В 1972 году ей было 66 лет, она почти не выступала, но все время рвалась на сцену. Она готова была танцевать где угодно - в школе, на колхозном току, в гостях - под любой аккомпанемент и даже без оного - ее распирала жажда творчества, и она устраивала театр для себя и для окружающих, хотя этих окружающих могло быть всего двое-трое. Однажды мы сидели в гостях у Л. Ю. Брик, которая любила ее и считала талантливейшей женщиной. Вдруг пришел никому не известный семнадцатилетний французский студент. Появился зритель! Тамара Ханум тут же встрепенулась, скрылась в ванной и тут же вышла, преображенная. Соорудив костюм из фуляра, полотенец и салфеток, она спела свою любимую еврейскую песню "Варенички", затем спародировала псевдоцыганок, тряся плечами, поводя очами и ударяя в бубен - коробку из-под торта, - что было очень смешно.

Про какую-то балерину говорили: "Как можно танцевать в 70 лет?!" - и отвечали: "Танцевать можно, смотреть нельзя". Но с Тамарой Ханум было по-другому - ее концерт в день семидесятилетия прошел в Москве с огромным успехом. Опять она завораживала зал, мгновенно преображалась, являясь то в одном, то в другом, пела на всех языках, вертела ослепительные туры и даже маршировала под духовой оркестр в военном мундире - оказывается, у нее звание капитана и полно наград.
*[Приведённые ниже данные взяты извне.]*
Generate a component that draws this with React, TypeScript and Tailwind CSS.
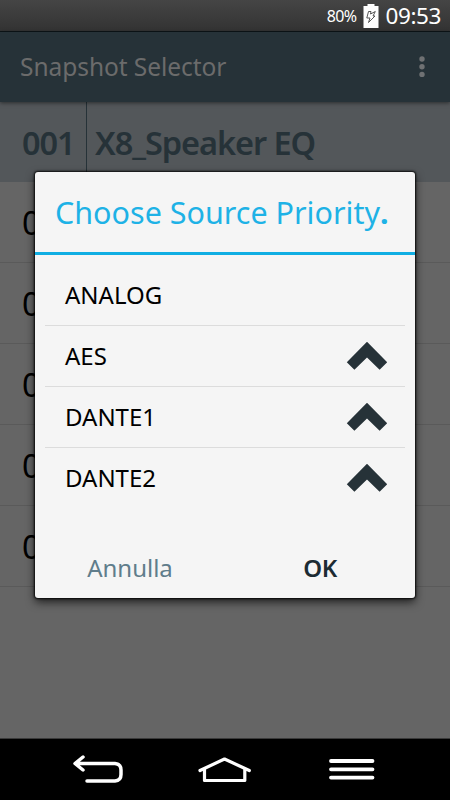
import { useState } from "react";

const snapshots = ["002", "003", "004", "005", "006"];

const Chevron = () => (
  <svg width="42" height="30" viewBox="0 0 42 30" fill="#263238">
    <path d="M21 0.7 L41.2 21.2 L33.6 28.8 L21 16.6 L8.4 28.8 L0.8 21.2 Z" />
  </svg>
);

const StatusBar = () => (
  <div className="h-[32px] shrink-0 flex items-center justify-end bg-linear-to-b from-[#454545] to-[#333333] border-b border-[#0d1518] text-white pr-[9px]">
    <span className="text-[16px] leading-none tracking-[-0.6px] mr-[7px]">80%</span>
    <svg width="16" height="26" viewBox="0 0 16 26" className="mr-[6px]">
      <path d="M4.5 1 H11.5 V3 H15.5 V25 H0.5 V3 H4.5 Z" fill="#fff" />
      <path d="M5.5 8.5 H8 L7.5 11 L12.3 8.5 L10 13 H12 L5.5 19.5 L7 15 H3.8 Z" fill="#fff" stroke="#444" strokeWidth="0.9" />
    </svg>
    <span className="text-[22.5px] leading-none tracking-[-0.4px] pt-[1px]">09:53</span>
  </div>
);

const AppBar = () => (
  <div className="relative z-10 h-[70px] shrink-0 flex items-center justify-between bg-[#263238] pl-[20px] pr-[25px] shadow-[0_1px_4px_rgba(0,0,0,0.5)]">
    <span className="text-[24.5px] leading-none tracking-[-0.05px] text-[#6b6b6b] pt-[1px]">Snapshot Selector</span>
    <svg width="6" height="22" viewBox="0 0 6 22" fill="#6f7173">
      <circle cx="3" cy="3" r="2.7" />
      <circle cx="3" cy="10.8" r="2.7" />
      <circle cx="3" cy="18.4" r="2.7" />
    </svg>
  </div>
);

const NavBar = () => (
  <div className="h-[62px] shrink-0 flex items-center bg-black border-t border-[#3a3a3a]">
    <svg width="450" height="61" viewBox="0 0 450 61" fill="none" stroke="#fff" strokeWidth="3.5" strokeLinecap="round" strokeLinejoin="round">
      <path d="M83 18 L75 24.5 L83 31 M76 24.5 H115 Q121 25 121 31 V35.5 Q121 41.5 115 42 H87" />
      <path d="M200 31.5 L224.5 20 L249.3 31.5 M204.5 30.5 V41.5 H244.8 V30.5" strokeWidth="3.2" />
      <path d="M331 22 H372.5 M331 30.3 H372.5 M331 38.6 H372.5" strokeWidth="3.8" />
    </svg>
  </div>
);

const PriorityDialog = () => {
  const [sources, setSources] = useState(["ANALOG", "AES", "DANTE1", "DANTE2"]);

  const moveUp = (index: number) => {
    setSources((prev) => {
      const next = [...prev];
      [next[index - 1], next[index]] = [next[index], next[index - 1]];
      return next;
    });
  };

  return (
    <div className="w-[380px] h-[426px] flex flex-col bg-[#f5f5f5] rounded-[3px] shadow-[0_0_2px_1px_rgba(0,0,0,0.85),0_4px_10px_rgba(0,0,0,0.7)]">
      <div className="h-[83px] shrink-0 flex items-center pl-[20px] border-b-[3px] border-[#10aee3]">
        <h1 className="text-[30.5px] leading-none text-[#1eb2e6] whitespace-nowrap pt-[1px]">
          Choose Source Priority<span className="font-bold">.</span>
        </h1>
      </div>
      <ul className="px-[10px] pt-[10px]">
        {sources.map((name, i) => (
          <li
            key={name}
            className="h-[61px] flex items-center justify-between pl-[20px] pr-[17px] border-b border-[#dcdcdc] last:border-transparent"
          >
            <span className="text-[24px] leading-none text-black">{name}</span>
            {i > 0 && (
              <button onClick={() => moveUp(i)}>
                <Chevron />
              </button>
            )}
          </li>
        ))}
      </ul>
      <div className="flex-1 flex items-end pb-[17px]">
        <button className="w-1/2 text-[24px] leading-[26px] text-[#607d8b]">Annulla</button>
        <button className="w-1/2 text-[24px] leading-[26px] tracking-[-0.4px] font-semibold text-[#1c2b33]">OK</button>
      </div>
    </div>
  );
};

const App = () => {
  return (
    <div className="relative w-[450px] h-[800px] overflow-hidden flex flex-col bg-[#656565] font-['Noto_Sans','Open_Sans',sans-serif]">
      <StatusBar />
      <AppBar />
      <div className="flex-1 flex flex-col">
        <div className="h-[80px] flex bg-[#53575a] text-[32.5px] leading-[82px] font-semibold tracking-[-1.05px] text-[#263238]">
          <div className="w-[87px] pl-[22px] border-r border-[#263238]">001</div>
          <div className="pl-[8px] whitespace-nowrap">X8_Speaker EQ</div>
        </div>
        {snapshots.map((num) => (
          <div key={num} className="h-[81px] pl-[22px] border-b border-[#5a5a5a] text-[33px] leading-[82px] text-black">
            {num}
          </div>
        ))}
      </div>
      <NavBar />
      <div className="absolute left-[35px] top-[172px] z-20">
        <PriorityDialog />
      </div>
    </div>
  );
};

export default App;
Кто-то уговорил ее организовать музей из своих сценических вещей, чтобы еще при жизни она сама могла все объяснить. Я видел Тамару Ханум в окружении будущих экспонатов, это незабываемо. Это сокровища Алладина. Ее костюмы уникальны, а украшения собраны со всего света. Я их могу рассматривать часами и не могу налюбоваться.

Но узбекские власти несколько лет не разрешали открыть музей, хотя все было готово. Почему? "А ты разве не знаешь, что я по национальности армянка? И, наверно, мне придется прийти на вернисаж, надев крышку гроба на голову", - предполагала Тамара Артемовна. К счастью, многолетняя борьба закончилась ее победой, и на доме, где она провела последние годы, наконец появилась надпись "Музей Тамары Ханум". Если будете в Ташкенте, обязательно пойдите.